Analog Matching of Colored Sources to Colored Channels

TL;DR

This paper introduces a novel analog matching scheme using prediction and modulo-lattice operations that enables optimal transmission of colored Gaussian sources over colored Gaussian channels, achieving Shannon's limit.

Contribution

It presents a new method combining prediction and modulo-lattice techniques to match any colored Gaussian source to any colored Gaussian channel, achieving optimal performance.

Findings

Achieves Shannon's capacity with colored sources and channels.

Asymptotically robust for high SNR when BWs are equal.

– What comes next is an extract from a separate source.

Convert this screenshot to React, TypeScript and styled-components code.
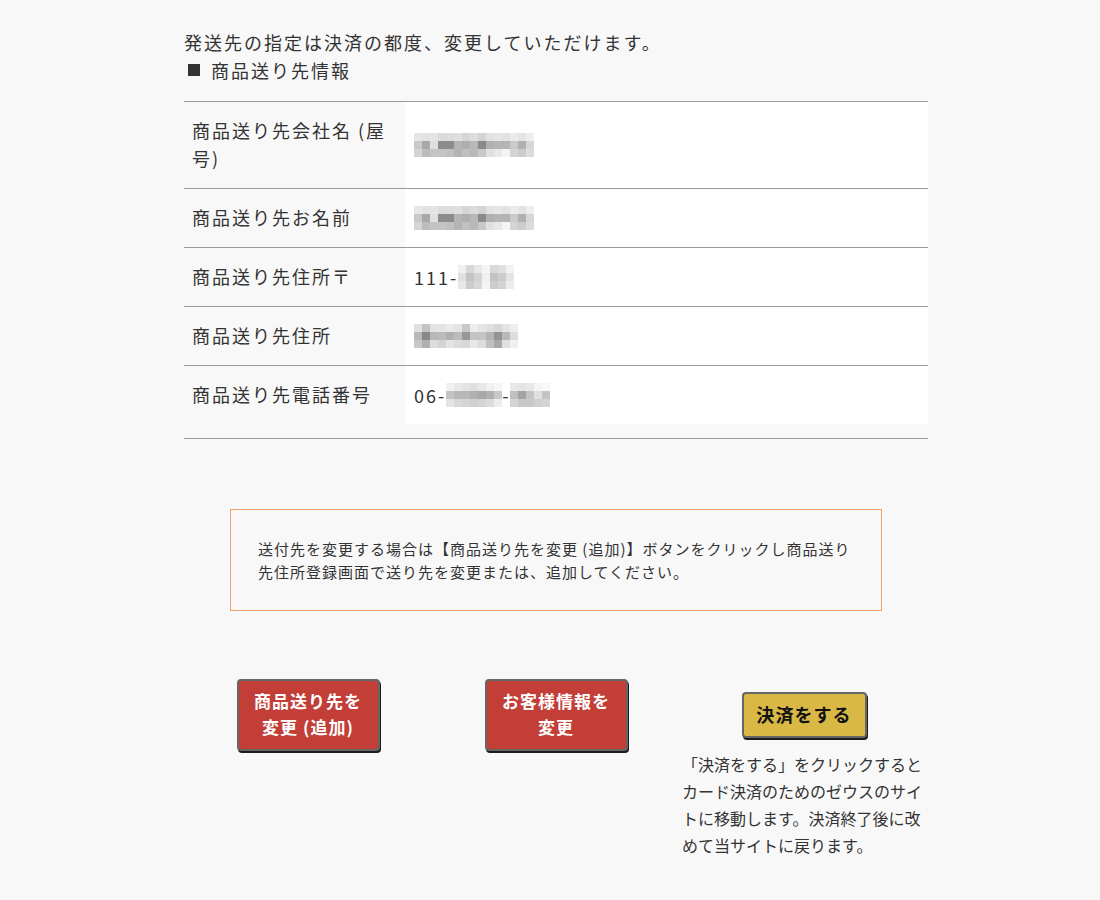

Extends modulo-lattice schemes to colored Gaussian scenarios.

Abstract

Analog (uncoded) transmission provides a simple and robust scheme for communicating a Gaussian source over a Gaussian channel under the mean squared error (MSE) distortion measure. Unfortunately, its performance is usually inferior to the all-digital, separation-based source-channel coding solution, which requires exact knowledge of the channel at the encoder. The loss comes from the fact that except for very special cases, e.g. white source and channel of matching bandwidth (BW), it is impossible to achieve perfect matching of source to channel and channel to source by linear means. We show that by combining prediction and modulo-lattice operations, it is possible to match any colored Gaussian source to any colored Gaussian noise channel (of possibly different BW), hence achieve Shannon's optimum attainable performance $R(D)=C$. Furthermore, when the source and channel BWs are equal (but otherwise their spectra are arbitrary), this scheme is asymptotically robust in the sense that for high signal-to-noise ratio a single encoder (independent of the noise variance) achieves the optimum performance. The derivation is based upon a recent modulo-lattice modulation scheme for transmitting a Wyner-Ziv source over a dirty-paper channel.